Co-op shareholders and condo unit-owners dread the news that their board is levying an assessment on top of monthly charges. Lately, that dread has shaded to raw terror as boards grapple with ways to pay for costly retrofits that might be required to bring their building's carbon emissions into compliance with Local Law 97.
When a Riverdale co-op board announced a $500,000 assessment to cover repairs and new city mandates, one shareholder thought the board was being vague about how it arrived at that $500,000 figure. Research revealed that the proprietary lease and bylaws do not give the board specific authority to impose assessments, but those governing documents do give the board power to determine maintenance payments and cash requirements. Is there any way for shareholders or unit-owners to challenge an assessment?

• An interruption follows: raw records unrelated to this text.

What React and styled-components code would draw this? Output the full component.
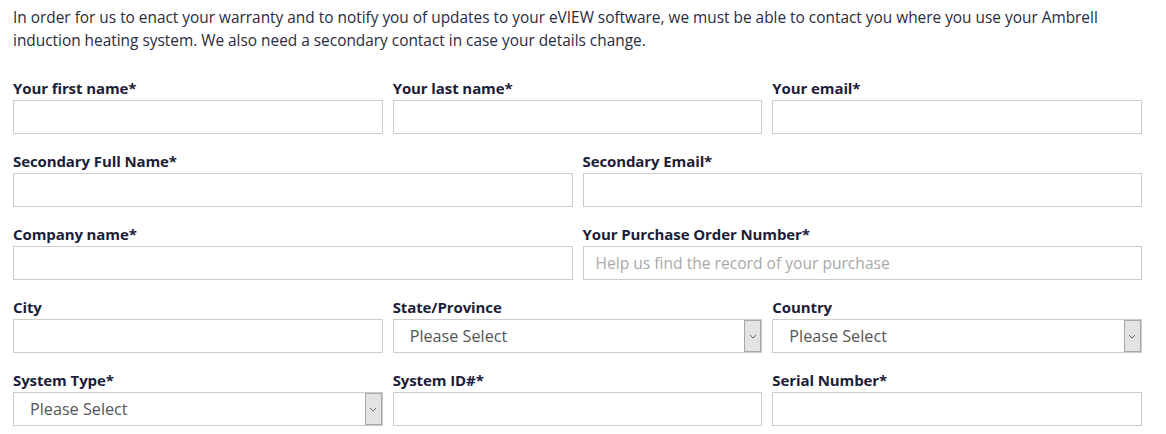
import React from "react";
import styled, { createGlobalStyle } from "styled-components";

const Global = createGlobalStyle`
  html, body { margin: 0; padding: 0; background: #fff; }
  body { font-family: "Open Sans", "Noto Sans", sans-serif; }
`;

const Page = styled.div`
  padding: 6px 24px 0 13px;
  width: 1129px;
`;

const Intro = styled.p`
  margin: 0;
  font-size: 15.4px;
  line-height: 23px;
  color: #2a2b3d;
  white-space: nowrap;
`;

const Form = styled.form`
  margin-top: 26px;
  display: flex;
  flex-direction: column;
  gap: 17px;
`;

const Row = styled.div`
  display: grid;
  grid-template-columns: repeat(${(p) => p.cols}, 1fr);
  column-gap: 10px;
`;

const Field = styled.div`
  display: flex;
  flex-direction: column;
  min-width: 0;
`;

const Label = styled.label`
  font-size: 15px;
  font-weight: 700;
  line-height: 20px;
  color: #1c1d3a;
  margin-bottom: 2px;
  letter-spacing: -0.1px;
`;

const Input = styled.input`
  box-sizing: border-box;
  height: 34px;
  width: 100%;
  border: 1px solid #cccccc;
  background: #fff;
  font-family: inherit;
  font-size: 15.6px;
  padding: 0 12px;
  color: #444;
  outline: none;
  &::placeholder { color: #a9a9a9; }
`;

const SelectBox = styled.div`
  position: relative;
  box-sizing: border-box;
  height: 34px;
  border: 1px solid #cccccc;
  background: #fff;
  display: flex;
  align-items: center;
  padding-left: 16px;
  font-size: 16.2px;
  color: #555;
`;

const Arrow = styled.span`
  position: absolute;
  top: 0;
  right: 0;
  bottom: 0;
  width: 15px;
  background: #e3e3e3;
  border: 1px solid #a8a8a8;
  display: flex;
  align-items: center;
  justify-content: center;
`;

const Select = () => (
  <SelectBox>
    Please Select
    <Arrow>
      <svg width="8" height="5" viewBox="0 0 8 5">
        <path d="M1 1 L4 4 L7 1" fill="none" stroke="#666" strokeWidth="1" />
      </svg>
    </Arrow>
  </SelectBox>
);

const F = ({ label, select, placeholder }) => (
  <Field>
    <Label>{label}</Label>
    {select ? <Select /> : <Input placeholder={placeholder} />}
  </Field>
);

export default function App() {
  return (
    <Page>
      <Global />
      <Intro>
        In order for us to enact your warranty and to notify you of updates to your eVIEW software, we must be able to contact you where you use your Ambrell
        <br />
        induction heating system. We also need a secondary contact in case your details change.
      </Intro>
      <Form>
        <Row cols={3}>
          <F label="Your first name*" />
          <F label="Your last name*" />
          <F label="Your email*" />
        </Row>
        <Row cols={2}>
          <F label="Secondary Full Name*" />
          <F label="Secondary Email*" />
        </Row>
        <Row cols={2}>
          <F label="Company name*" />
          <F label="Your Purchase Order Number*" placeholder="Help us find the record of your purchase" />
        </Row>
        <Row cols={3}>
          <F label="City" />
          <F label="State/Province" select />
          <F label="Country" select />
        </Row>
        <Row cols={3}>
          <F label="System Type*" select />
          <F label="System ID#*" />
          <F label="Serial Number*" />
        </Row>
      </Form>
    </Page>
  );
}
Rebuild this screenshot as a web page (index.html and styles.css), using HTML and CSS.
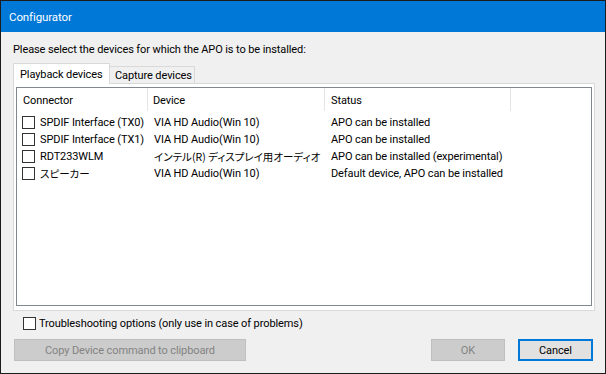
FILE: index.html
```html
<!DOCTYPE html>
<html>
<head>
<meta charset="utf-8">
<link rel="stylesheet" href="styles.css">
</head>
<body>
<div class="window">
  <div class="titlebar">Configurator</div>
  <div class="body">
    <div class="prompt">Please select the devices for which the APO is to be installed:</div>
    <div class="tabs">
      <div class="tab active">Playback devices</div>
      <div class="tab">Capture devices</div>
    </div>
    <div class="panel">
      <div class="list">
        <div class="header">
          <div class="hcol c1">Connector</div>
          <div class="hcol c2">Device</div>
          <div class="hcol c3">Status</div>
          <div class="hcol c4"></div>
        </div>
        <div class="rows">
          <div class="row">
            <div class="cell c1"><span class="cb"></span>SPDIF Interface (TX0)</div>
            <div class="cell c2">VIA HD Audio(Win 10)</div>
            <div class="cell c3">APO can be installed</div>
          </div>
          <div class="row">
            <div class="cell c1"><span class="cb"></span>SPDIF Interface (TX1)</div>
            <div class="cell c2">VIA HD Audio(Win 10)</div>
            <div class="cell c3">APO can be installed</div>
          </div>
          <div class="row">
            <div class="cell c1"><span class="cb"></span>RDT233WLM</div>
            <div class="cell c2 jp">インテル(R) ディスプレイ用オーディオ</div>
            <div class="cell c3">APO can be installed (experimental)</div>
          </div>
          <div class="row">
            <div class="cell c1"><span class="cb"></span><span class="jp">スピーカー</span></div>
            <div class="cell c2">VIA HD Audio(Win 10)</div>
            <div class="cell c3">Default device, APO can be installed</div>
          </div>
        </div>
      </div>
    </div>
    <div class="trouble"><span class="cb"></span>Troubleshooting options (only use in case of problems)</div>
    <div class="buttons">
      <button class="btn copy" disabled>Copy Device command to clipboard</button>
      <div class="spacer"></div>
      <button class="btn ok" disabled>OK</button>
      <button class="btn cancel">Cancel</button>
    </div>
  </div>
</div>
</body>
</html>
```
FILE: styles.css
```css
html, body {
  margin: 0;
  padding: 0;
}
body {
  width: 606px;
  height: 374px;
  font-family: Roboto, "Noto Sans CJK JP", sans-serif;
  font-size: 11px;
  letter-spacing: -0.1px;
  color: #000;
}
.window {
  box-sizing: border-box;
  width: 606px;
  height: 374px;
  border: 1px solid #1c1c1c;
  background: #f0f0f0;
  display: flex;
  flex-direction: column;
}
.titlebar {
  height: 31px;
  flex: none;
  background: #0078d7;
  color: #fff;
  padding-left: 8px;
  padding-top: 1px;
  box-sizing: border-box;
  display: flex;
  align-items: center;
  line-height: 15px;
  font-size: 11.5px;
}
.body {
  flex: 1;
  display: flex;
  flex-direction: column;
  padding: 10px 10px 0 12px;
}
.prompt {
  line-height: 15px;
  height: 15px;
  white-space: nowrap;
}
.tabs {
  display: flex;
  align-items: flex-end;
  height: 20px;
  margin-top: 6px;
}
.tab {
  box-sizing: border-box;
  border: 1px solid #d9d9d9;
  border-bottom: none;
  display: flex;
  align-items: center;
  white-space: nowrap;
  line-height: 15px;
}
.tab.active {
  width: 97px;
  height: 21px;
  margin-bottom: -1px;
  background: #fff;
  padding-left: 6px;
  position: relative;
  z-index: 1;
}
.tab:not(.active) {
  width: 86px;
  height: 17px;
  margin-left: -1px;
  background: #f0f0f0;
  padding-left: 5px;
}
.panel {
  box-sizing: border-box;
  height: 228px;
  border: 1px solid #d9d9d9;
  background: #fff;
  padding: 3px 2px 4px 2px;
}
.list {
  box-sizing: border-box;
  height: 219px;
  border: 1px solid #828790;
  background: #fff;
}
.header {
  display: flex;
  height: 23px;
  margin-bottom: 3px;
}
.hcol {
  box-sizing: border-box;
  height: 23px;
  border-right: 1px solid #e5e5e5;
  line-height: 15px;
  padding-top: 5px;
  white-space: nowrap;
}
.hcol.c1 { width: 131px; padding-left: 6px; }
.hcol.c2 { width: 177px; padding-left: 5px; }
.hcol.c3 { width: 186px; padding-left: 6px; }
.hcol.c4 { flex: 1; border-right: none; }
.row {
  display: flex;
  height: 17px;
  align-items: center;
  line-height: 15px;
  white-space: nowrap;
}
.cell {
  box-sizing: border-box;
  display: flex;
  align-items: center;
}
.cell.c1 { width: 131px; padding-left: 5px; }
.cell.c2 { width: 177px; padding-left: 6px; }
.cell.c3 { width: 186px; padding-left: 6px; }
.jp {
  font-family: "Noto Sans CJK JP", sans-serif;
  font-size: 10.5px;
  letter-spacing: 0;
  font-feature-settings: "palt";
}
.cb {
  box-sizing: border-box;
  width: 13px;
  height: 13px;
  border: 1px solid #333;
  background: #fff;
  flex: none;
  margin-right: 5px;
}
.trouble {
  display: flex;
  align-items: center;
  height: 13px;
  margin-top: 6px;
  margin-left: 10px;
  line-height: 15px;
  white-space: nowrap;
}
.trouble .cb {
  margin-right: 3px;
}
.buttons {
  display: flex;
  margin-top: 9px;
  margin-right: 2px;
  height: 22px;
}
.btn {
  box-sizing: border-box;
  height: 22px;
  font-family: Roboto, sans-serif;
  font-size: 11px;
  letter-spacing: -0.1px;
  line-height: 15px;
  padding: 0;
  border: 1px solid #adadad;
  background: #e1e1e1;
  color: #000;
}
.btn:disabled {
  background: #cccccc;
  border-color: #bfbfbf;
  color: #838383;
}
.copy {
  width: 232px;
  margin-left: 1px;
}
.spacer { flex: 1; }
.ok {
  width: 74px;
  margin-right: 13px;
}
.cancel {
  width: 75px;
  border: 2px solid #0078d7;
}
```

Courts allow co-op and condo boards significant power to manage a building’s finances, especially when it comes to maintenance and compliance with city codes, through a legal principle called the business judgment rule, replies the Ask Real Estate column in The New York Times. Even if the governing documents don’t use the specific word “assessments,” the board still has the right to raise money to keep the building in proper order, as long as it is acting in good faith, says Joseph Colbert, a real estate lawyer at Colbert Law. If a board fails to act in good faith — or indulges in self-dealing — it forfeits the considerable protections of the business judgment rule.
“Courts are unlikely to overturn a decision solely based on terminology,” Colbert says. “They prioritize the board’s underlying authority and the purpose of the charge.”
In any event, an open dialogue between shareholders and the board is preferable to a costly legal conflict that would create tension in the building. “If there is a basis for a challenge, it is best to aim for an amicable resolution rather than running into court to embark on a protracted and costly legal battle,” says Debra Guzov, a real estate lawyer in Manhattan.
Start by approaching the managing agent to request the minutes from the board meeting in which the assessment was discussed and adopted. The minutes can offer insight into why the board believes the assessment is necessary and how the $500,000 sum was calculated, Guzov says.
If the minutes don’t offer the clarity you seek, you can ask the managing agent for specifics on how the money will be spent. You can also ask to review contracts that were executed to complete the work, to see how much it will cost, though you might not automatically be entitled to see them. Check your bylaws for guidance.
The bottom line: if the board levied the assessment in good faith, disgruntled shareholders are probably out of luck. Time to pay up.